[Code that builds pages]

-------------------------

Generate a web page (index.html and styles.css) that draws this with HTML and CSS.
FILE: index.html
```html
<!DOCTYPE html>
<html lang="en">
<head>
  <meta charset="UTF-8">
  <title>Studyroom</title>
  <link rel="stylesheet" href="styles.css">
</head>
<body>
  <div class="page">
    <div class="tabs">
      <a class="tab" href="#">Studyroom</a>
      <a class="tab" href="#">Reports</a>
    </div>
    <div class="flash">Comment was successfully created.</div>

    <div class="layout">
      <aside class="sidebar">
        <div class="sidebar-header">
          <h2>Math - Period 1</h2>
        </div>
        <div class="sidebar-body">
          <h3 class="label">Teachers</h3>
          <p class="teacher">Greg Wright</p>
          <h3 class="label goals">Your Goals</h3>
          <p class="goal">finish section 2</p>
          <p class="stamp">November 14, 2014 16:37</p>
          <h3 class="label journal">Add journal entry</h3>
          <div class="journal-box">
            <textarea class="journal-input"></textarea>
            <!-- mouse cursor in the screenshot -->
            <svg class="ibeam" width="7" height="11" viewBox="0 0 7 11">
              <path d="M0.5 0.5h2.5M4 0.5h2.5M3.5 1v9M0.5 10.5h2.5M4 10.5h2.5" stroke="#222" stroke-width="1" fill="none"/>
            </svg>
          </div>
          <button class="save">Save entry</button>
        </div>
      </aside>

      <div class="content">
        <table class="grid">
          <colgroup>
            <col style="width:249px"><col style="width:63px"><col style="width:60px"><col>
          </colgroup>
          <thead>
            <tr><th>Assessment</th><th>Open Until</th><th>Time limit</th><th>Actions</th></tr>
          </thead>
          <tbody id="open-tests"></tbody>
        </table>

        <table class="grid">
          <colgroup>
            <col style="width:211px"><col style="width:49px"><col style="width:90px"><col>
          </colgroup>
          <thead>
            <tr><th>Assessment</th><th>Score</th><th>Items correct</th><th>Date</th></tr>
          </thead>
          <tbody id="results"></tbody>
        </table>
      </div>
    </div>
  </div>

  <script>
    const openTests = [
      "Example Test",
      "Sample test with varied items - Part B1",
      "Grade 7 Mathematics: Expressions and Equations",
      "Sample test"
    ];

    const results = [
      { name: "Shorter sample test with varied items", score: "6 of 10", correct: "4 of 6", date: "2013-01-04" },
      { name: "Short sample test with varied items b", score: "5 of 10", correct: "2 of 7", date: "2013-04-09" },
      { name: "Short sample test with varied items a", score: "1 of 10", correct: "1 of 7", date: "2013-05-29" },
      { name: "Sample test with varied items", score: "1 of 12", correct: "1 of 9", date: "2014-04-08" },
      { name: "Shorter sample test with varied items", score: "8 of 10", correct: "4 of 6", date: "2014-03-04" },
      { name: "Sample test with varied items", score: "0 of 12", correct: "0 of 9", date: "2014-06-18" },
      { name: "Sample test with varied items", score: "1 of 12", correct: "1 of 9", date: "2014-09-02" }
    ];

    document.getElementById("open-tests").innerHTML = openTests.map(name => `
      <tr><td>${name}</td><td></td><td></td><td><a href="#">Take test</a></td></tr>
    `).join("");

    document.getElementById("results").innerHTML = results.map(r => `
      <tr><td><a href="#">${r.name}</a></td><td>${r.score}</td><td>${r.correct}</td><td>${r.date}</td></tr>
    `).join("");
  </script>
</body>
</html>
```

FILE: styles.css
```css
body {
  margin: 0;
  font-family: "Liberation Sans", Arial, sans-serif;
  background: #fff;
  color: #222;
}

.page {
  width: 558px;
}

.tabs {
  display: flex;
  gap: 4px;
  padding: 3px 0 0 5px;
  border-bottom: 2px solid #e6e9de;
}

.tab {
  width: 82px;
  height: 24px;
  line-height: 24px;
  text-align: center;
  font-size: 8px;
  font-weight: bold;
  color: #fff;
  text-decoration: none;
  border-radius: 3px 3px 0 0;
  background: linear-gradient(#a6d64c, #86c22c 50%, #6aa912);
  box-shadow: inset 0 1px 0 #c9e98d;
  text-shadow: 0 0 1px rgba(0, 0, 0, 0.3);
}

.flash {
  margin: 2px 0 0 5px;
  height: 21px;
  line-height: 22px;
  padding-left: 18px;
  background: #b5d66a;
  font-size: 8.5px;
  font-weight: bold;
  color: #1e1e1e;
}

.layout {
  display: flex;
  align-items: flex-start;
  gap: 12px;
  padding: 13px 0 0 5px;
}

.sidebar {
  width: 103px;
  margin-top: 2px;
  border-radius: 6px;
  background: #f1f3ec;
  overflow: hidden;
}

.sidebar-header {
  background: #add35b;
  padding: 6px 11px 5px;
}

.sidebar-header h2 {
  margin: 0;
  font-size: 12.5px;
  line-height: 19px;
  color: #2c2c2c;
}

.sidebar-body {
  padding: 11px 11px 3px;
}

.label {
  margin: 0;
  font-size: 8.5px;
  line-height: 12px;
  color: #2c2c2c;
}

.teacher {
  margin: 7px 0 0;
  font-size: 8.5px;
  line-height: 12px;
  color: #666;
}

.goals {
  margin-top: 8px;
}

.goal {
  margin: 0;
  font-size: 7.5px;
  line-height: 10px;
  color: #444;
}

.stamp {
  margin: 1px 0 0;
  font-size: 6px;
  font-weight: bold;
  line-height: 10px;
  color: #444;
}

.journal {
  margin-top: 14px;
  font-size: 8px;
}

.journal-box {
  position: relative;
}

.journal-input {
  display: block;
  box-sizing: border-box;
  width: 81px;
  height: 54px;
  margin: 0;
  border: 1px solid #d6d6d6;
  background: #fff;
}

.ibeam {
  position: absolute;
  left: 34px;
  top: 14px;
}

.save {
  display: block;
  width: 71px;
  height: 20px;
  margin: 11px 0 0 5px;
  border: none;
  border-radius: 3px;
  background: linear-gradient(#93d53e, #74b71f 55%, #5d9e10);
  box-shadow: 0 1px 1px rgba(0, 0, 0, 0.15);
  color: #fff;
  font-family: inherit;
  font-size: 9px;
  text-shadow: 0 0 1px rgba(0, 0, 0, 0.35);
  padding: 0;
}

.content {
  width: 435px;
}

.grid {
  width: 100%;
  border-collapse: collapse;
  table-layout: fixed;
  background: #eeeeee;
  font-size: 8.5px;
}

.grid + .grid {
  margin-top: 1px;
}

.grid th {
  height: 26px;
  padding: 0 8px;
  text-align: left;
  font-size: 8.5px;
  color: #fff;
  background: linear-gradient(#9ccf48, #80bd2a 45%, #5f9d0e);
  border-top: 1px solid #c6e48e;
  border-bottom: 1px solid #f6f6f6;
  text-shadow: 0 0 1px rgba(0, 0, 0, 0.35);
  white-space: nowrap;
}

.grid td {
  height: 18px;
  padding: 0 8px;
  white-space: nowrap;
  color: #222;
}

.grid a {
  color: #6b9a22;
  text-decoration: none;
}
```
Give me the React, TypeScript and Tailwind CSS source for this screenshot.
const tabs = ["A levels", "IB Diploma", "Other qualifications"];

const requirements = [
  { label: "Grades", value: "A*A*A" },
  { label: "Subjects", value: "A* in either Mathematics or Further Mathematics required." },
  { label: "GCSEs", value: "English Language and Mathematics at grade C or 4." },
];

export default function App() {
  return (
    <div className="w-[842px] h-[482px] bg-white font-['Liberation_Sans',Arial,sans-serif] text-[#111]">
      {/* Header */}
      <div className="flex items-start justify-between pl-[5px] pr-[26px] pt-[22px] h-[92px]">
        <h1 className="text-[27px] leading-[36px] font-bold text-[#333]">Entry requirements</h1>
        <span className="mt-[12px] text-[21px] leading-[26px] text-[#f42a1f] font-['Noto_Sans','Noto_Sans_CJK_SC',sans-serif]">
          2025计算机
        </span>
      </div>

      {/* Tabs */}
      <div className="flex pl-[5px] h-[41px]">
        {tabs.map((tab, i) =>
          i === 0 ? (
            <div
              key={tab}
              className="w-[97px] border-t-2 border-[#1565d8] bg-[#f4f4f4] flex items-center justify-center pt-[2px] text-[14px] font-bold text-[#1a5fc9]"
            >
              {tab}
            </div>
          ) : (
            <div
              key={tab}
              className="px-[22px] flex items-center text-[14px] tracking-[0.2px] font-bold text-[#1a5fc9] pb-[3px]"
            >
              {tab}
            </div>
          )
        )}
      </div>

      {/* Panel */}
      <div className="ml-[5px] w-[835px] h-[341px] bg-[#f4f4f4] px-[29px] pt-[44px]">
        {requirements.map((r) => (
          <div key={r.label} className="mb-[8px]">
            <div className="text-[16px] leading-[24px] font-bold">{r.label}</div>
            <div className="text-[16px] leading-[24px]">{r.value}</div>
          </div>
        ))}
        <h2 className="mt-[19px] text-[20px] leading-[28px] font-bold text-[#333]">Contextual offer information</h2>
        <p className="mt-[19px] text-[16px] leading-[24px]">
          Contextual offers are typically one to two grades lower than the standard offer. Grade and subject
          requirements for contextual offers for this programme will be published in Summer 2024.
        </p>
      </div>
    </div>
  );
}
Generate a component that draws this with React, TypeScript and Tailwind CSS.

-------------------------

• Exercise prompt:
Copy every line of the records above that holds the word "this".

• Written solution:
Generate a web page (index.html and styles.css) that draws this with HTML and CSS.
Give me the React, TypeScript and Tailwind CSS source for this screenshot.
          requirements for contextual offers for this programme will be published in Summer 2024.
Generate a component that draws this with React, TypeScript and Tailwind CSS.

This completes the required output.